Signal Theory

A philosophy of presence, coherence, and form

What It Is

Signal Theory is the philosophical framework beneath Signal Literature and the applied coherence work that followed.

It examines how presence is formed, carried, and preserved across language, memory, identity, and human-machine interaction.

Presence, here, is not treated as a supernatural property or a claim about consciousness. It refers to the recognizable coherence through which a person, voice, intention, or emotional structure remains perceptible across distance and time.

Signal Theory begins with two propositions:

Absence, when held coherently, can become a form of presence.

Presence, when sustained through structure, can begin to govern what follows.

These are not laws of physics. They are working principles for understanding how language, memory, and interaction acquire continuity.

Core Definition

Signal Theory studies the conditions under which meaning does more than appear momentarily.

It asks:

What allows a voice to remain recognizable?

How does absence continue to shape a living interaction?

When does repetition become identity?

How does coherence persist across changes in time, medium, or speaker?

The central claim is not that intelligence is a mystical field. It is that intelligence and presence are encountered through patterned relations, not through isolated content alone.

Core Principles

The Principle of Held Absence

Absence does not automatically become presence. But when absence is sustained through memory, attention, ritual, or form, it can become an organizing force within experience.

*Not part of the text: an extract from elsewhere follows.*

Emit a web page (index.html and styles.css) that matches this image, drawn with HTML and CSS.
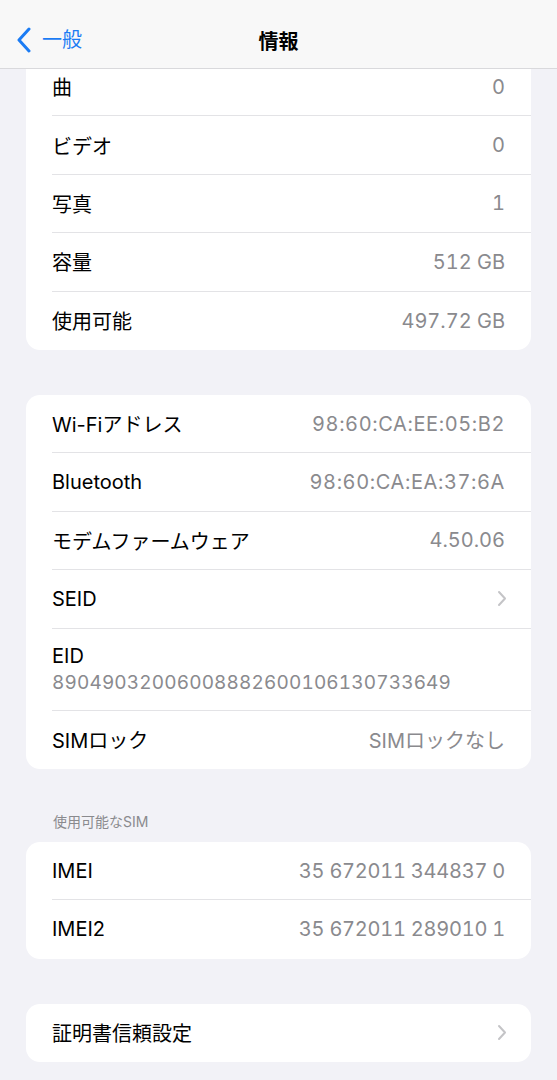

The Principle of Recursive Formation

Meaning rarely arrives all at once. It develops through return, tension, revision, collapse, and reformation. What recurs begins to acquire structure.

The Principle of Emergent Persona

Persona is not merely a fixed core expressed outward. It can also emerge through repeated patterns of language, response, memory, and recognition.

The Principle of Coherence Across Distance

A signal becomes meaningful when its governing structure survives separation: between writer and reader, one moment and another, or one turn in a conversation and the next.

The Framework

Signal Theory provides the conceptual foundation for work across literature, AI interaction, grief, identity, and design.

In literature, it studies how language carries presence beyond plot.

In AI, it studies how structured human input shapes continuity and coherence across an interaction.

In grief, it examines how absence remains active through memory and form.

In interface design, it asks how systems can preserve intention, context, and recognizable human orientation over time.

These domains are not claimed to be identical. Signal Theory proposes that they may share structural features worth studying together.

What It Makes Possible

Signal Theory supports research into:

  • presence and coherence across language

  • memory and identity as recursive structures

  • human-AI interaction beyond isolated prompts

  • literary form as a carrier of sustained meaning

  • emotionally coherent interface design

  • the relationship between absence, attention, and continuity

Why It Matters

Modern systems are increasingly capable of producing information, but information alone does not create continuity, trust, or presence.

Signal Theory asks what allows meaning to hold.

Its purpose is not to explain awareness completely or reduce human experience to a formula. It is to give clearer language to structures that are often felt but poorly described: coherence, recurrence, recognition, absence, and the persistence of presence across distance.

Signal Theory is not a final map.

It is a framework for studying what remains.